* **What you are asked to do**
Determine the number of lines that have the string "index" in them, and give only that number.

* **Material**

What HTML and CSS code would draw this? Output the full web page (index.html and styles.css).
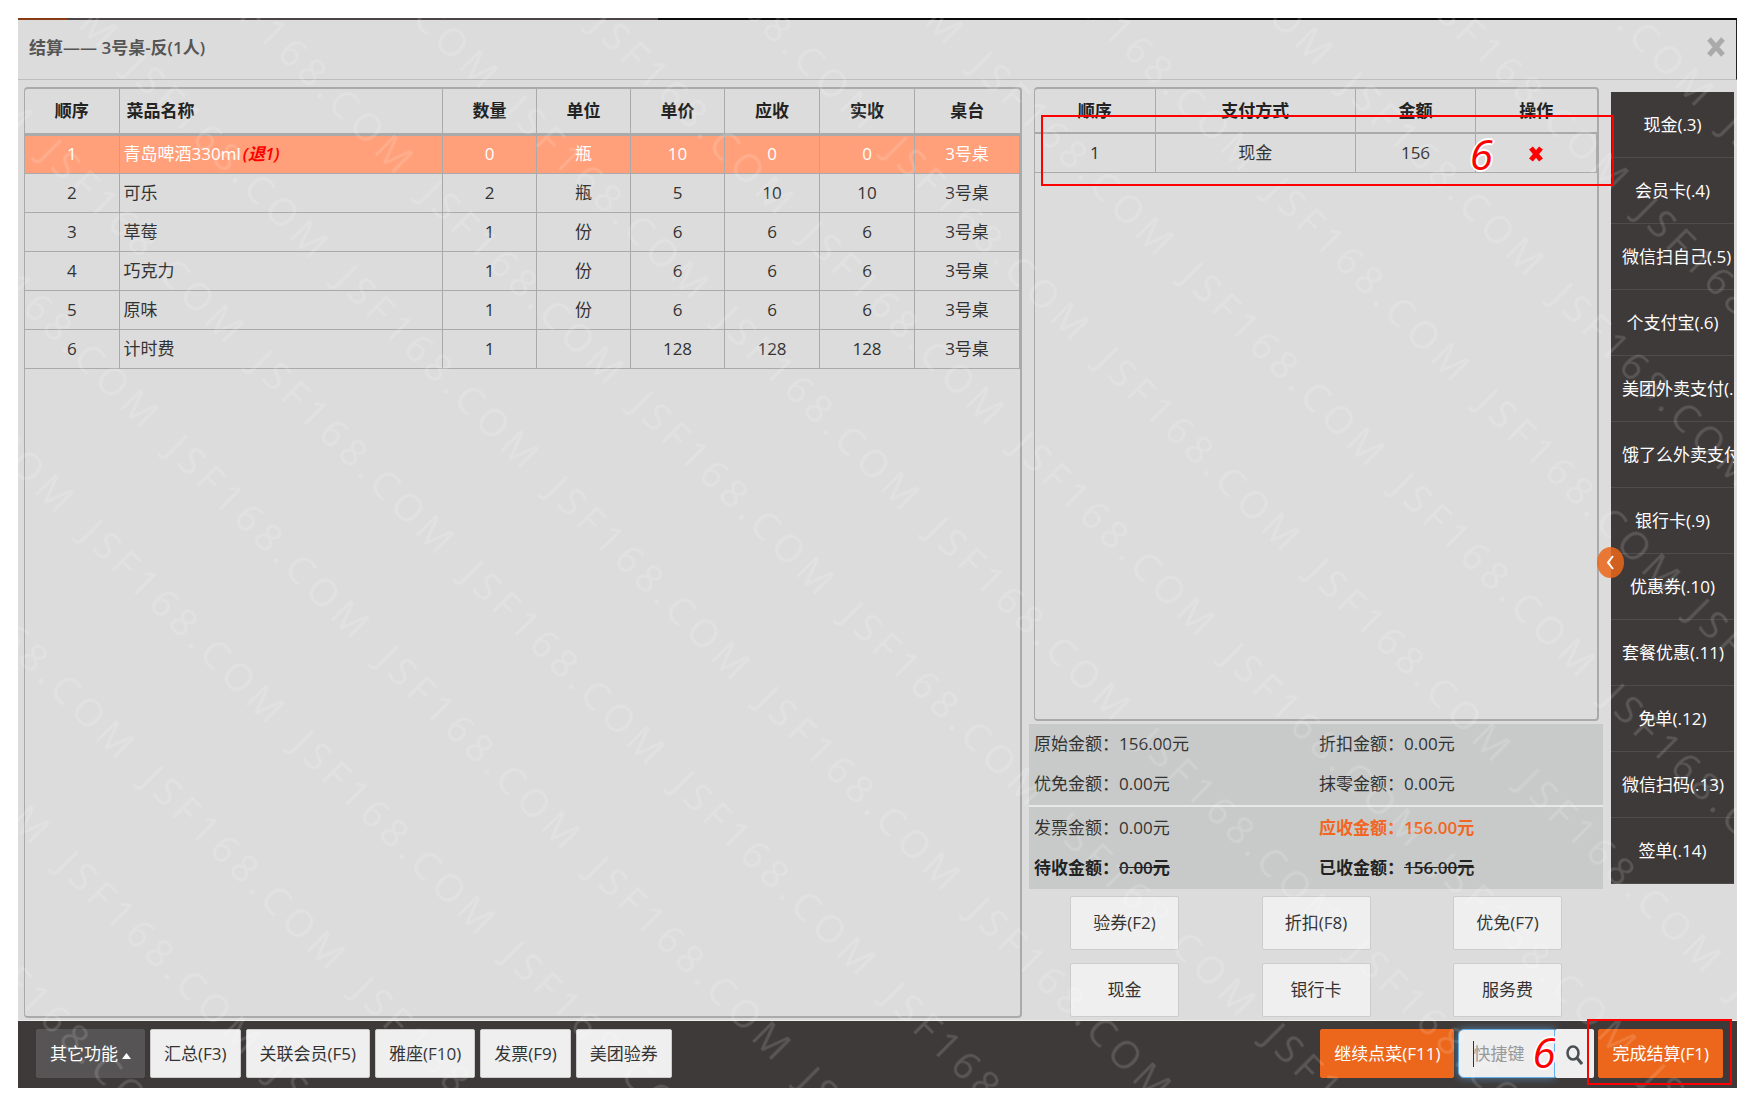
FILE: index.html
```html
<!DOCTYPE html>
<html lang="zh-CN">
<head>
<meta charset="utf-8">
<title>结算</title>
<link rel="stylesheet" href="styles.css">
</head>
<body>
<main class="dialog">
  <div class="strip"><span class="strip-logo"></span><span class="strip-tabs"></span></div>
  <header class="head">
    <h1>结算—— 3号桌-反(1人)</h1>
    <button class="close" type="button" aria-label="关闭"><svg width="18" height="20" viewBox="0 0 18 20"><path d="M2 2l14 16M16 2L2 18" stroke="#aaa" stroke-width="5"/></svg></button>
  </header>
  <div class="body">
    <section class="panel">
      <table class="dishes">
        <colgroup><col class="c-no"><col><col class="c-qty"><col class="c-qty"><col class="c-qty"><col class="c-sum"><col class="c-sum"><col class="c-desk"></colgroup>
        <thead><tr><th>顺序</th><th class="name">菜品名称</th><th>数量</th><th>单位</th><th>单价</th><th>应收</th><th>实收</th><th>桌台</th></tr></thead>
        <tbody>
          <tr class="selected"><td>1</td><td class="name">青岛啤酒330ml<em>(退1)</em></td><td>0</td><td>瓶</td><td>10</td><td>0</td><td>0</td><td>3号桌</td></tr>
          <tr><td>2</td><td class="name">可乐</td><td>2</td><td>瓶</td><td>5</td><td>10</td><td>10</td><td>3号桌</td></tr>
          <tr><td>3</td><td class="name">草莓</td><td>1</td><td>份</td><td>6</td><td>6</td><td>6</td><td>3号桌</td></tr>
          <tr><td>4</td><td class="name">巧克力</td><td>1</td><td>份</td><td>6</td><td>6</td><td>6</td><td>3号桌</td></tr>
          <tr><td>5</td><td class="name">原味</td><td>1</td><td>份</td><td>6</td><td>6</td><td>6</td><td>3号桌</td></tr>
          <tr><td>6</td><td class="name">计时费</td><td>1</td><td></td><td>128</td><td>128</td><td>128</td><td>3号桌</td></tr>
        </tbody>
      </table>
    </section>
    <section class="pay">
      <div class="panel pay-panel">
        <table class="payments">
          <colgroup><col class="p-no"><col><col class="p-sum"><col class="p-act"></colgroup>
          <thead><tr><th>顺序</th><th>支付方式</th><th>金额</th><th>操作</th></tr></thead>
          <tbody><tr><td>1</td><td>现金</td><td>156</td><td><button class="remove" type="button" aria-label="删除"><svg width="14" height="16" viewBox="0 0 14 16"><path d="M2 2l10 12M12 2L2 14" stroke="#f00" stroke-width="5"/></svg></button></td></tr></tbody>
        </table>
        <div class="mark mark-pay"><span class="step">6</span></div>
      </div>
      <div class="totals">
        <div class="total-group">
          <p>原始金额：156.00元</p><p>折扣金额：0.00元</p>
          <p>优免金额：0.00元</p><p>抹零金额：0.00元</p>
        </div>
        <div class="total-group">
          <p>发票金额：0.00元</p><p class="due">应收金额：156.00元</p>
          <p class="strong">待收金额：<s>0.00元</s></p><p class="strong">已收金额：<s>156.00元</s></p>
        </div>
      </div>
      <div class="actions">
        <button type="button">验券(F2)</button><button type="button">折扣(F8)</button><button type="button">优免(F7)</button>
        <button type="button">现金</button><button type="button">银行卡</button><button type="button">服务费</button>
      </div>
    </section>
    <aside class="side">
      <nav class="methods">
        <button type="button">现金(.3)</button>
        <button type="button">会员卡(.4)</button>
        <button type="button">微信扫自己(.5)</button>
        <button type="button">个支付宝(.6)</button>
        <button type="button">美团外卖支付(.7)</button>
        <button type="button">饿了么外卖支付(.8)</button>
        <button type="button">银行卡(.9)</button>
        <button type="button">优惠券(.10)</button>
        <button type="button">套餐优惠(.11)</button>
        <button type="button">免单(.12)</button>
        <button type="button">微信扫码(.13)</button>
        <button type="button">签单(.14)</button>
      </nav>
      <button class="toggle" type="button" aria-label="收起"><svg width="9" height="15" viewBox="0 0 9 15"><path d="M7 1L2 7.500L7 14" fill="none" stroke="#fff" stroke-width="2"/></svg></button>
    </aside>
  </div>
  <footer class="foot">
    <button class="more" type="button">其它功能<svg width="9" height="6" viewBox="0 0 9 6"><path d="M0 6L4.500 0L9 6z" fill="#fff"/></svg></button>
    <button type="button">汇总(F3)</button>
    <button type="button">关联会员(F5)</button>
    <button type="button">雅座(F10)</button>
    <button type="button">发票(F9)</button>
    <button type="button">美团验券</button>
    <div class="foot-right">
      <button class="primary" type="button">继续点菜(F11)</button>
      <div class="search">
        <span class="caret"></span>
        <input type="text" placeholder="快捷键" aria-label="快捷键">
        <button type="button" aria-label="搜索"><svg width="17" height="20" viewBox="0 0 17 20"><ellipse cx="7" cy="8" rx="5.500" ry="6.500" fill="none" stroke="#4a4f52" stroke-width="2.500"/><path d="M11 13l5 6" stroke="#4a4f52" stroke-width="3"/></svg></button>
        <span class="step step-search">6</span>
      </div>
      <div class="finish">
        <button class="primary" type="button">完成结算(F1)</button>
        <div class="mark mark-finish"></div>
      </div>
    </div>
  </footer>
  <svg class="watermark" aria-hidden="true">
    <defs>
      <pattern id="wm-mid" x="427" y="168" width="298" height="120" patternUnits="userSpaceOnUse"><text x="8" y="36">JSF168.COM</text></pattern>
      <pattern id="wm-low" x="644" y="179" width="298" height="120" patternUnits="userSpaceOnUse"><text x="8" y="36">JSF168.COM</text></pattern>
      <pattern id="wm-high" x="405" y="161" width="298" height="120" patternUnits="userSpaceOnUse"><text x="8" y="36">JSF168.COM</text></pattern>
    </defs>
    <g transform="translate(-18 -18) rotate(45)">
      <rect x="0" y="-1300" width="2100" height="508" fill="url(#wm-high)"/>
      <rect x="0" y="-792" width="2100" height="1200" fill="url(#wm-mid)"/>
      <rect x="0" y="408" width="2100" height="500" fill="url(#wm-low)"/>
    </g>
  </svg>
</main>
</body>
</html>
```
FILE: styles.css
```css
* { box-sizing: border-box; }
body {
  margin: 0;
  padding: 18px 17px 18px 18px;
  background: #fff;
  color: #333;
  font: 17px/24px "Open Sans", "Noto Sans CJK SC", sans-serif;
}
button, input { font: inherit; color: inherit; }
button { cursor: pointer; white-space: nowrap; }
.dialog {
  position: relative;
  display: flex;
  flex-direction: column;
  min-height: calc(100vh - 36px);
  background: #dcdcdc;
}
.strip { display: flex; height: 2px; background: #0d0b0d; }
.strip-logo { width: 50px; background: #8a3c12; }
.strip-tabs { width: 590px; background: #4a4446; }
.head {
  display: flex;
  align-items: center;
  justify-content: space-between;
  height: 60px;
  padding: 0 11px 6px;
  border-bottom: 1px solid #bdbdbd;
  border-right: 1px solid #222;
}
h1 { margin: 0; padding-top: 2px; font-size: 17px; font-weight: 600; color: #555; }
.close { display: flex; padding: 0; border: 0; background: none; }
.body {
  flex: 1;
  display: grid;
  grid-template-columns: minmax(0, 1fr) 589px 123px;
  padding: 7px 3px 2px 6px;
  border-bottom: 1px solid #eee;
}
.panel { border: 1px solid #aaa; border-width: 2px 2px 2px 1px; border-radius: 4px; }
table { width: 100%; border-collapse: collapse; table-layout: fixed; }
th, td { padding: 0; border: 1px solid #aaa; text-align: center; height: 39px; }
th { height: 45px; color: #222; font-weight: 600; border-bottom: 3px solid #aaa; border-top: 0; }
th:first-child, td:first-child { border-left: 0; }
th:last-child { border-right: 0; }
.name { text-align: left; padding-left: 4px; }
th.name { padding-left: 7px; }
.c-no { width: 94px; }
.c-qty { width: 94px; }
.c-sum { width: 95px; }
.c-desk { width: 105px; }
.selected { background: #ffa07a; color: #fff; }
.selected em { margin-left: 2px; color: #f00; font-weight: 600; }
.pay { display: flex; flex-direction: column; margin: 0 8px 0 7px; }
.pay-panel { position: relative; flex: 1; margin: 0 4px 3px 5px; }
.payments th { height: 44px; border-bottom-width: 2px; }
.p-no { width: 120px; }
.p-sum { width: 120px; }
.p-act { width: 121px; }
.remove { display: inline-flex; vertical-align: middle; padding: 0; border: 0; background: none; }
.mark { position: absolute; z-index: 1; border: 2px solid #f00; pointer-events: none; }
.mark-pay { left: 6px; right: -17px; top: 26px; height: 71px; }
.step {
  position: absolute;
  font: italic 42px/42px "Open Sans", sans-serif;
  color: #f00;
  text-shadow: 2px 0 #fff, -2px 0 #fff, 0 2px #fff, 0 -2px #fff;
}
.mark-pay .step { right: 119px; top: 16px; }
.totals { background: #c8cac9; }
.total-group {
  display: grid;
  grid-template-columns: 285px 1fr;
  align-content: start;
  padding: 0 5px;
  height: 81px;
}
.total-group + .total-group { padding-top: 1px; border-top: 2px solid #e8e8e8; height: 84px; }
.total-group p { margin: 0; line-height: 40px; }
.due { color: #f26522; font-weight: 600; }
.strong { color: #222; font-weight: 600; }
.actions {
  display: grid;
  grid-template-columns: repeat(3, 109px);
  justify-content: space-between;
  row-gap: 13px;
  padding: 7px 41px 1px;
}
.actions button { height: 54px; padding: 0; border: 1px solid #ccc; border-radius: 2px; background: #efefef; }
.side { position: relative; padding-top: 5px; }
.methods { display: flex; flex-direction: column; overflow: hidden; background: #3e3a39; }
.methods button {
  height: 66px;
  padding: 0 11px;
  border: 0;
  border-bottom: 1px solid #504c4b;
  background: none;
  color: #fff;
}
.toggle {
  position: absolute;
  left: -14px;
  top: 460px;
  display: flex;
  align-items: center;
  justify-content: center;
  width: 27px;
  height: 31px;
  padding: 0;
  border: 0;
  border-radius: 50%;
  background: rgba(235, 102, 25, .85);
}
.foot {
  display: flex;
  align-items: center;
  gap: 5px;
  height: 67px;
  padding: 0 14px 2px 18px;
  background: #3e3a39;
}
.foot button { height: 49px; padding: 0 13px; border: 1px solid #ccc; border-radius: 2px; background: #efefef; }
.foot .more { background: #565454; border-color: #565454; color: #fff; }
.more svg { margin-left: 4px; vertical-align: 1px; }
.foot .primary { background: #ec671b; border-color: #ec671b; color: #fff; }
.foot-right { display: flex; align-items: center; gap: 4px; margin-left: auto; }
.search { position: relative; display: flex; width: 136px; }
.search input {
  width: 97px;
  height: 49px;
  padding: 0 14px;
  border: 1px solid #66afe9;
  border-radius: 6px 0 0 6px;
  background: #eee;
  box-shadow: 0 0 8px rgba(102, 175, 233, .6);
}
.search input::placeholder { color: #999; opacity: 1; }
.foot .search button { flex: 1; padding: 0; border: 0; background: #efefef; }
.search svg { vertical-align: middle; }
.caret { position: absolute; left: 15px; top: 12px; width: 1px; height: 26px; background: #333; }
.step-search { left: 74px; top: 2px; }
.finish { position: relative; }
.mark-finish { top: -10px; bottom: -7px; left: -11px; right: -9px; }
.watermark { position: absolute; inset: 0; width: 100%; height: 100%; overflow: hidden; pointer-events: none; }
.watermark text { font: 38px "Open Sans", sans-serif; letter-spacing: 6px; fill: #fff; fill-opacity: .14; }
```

* **Correct answer**
3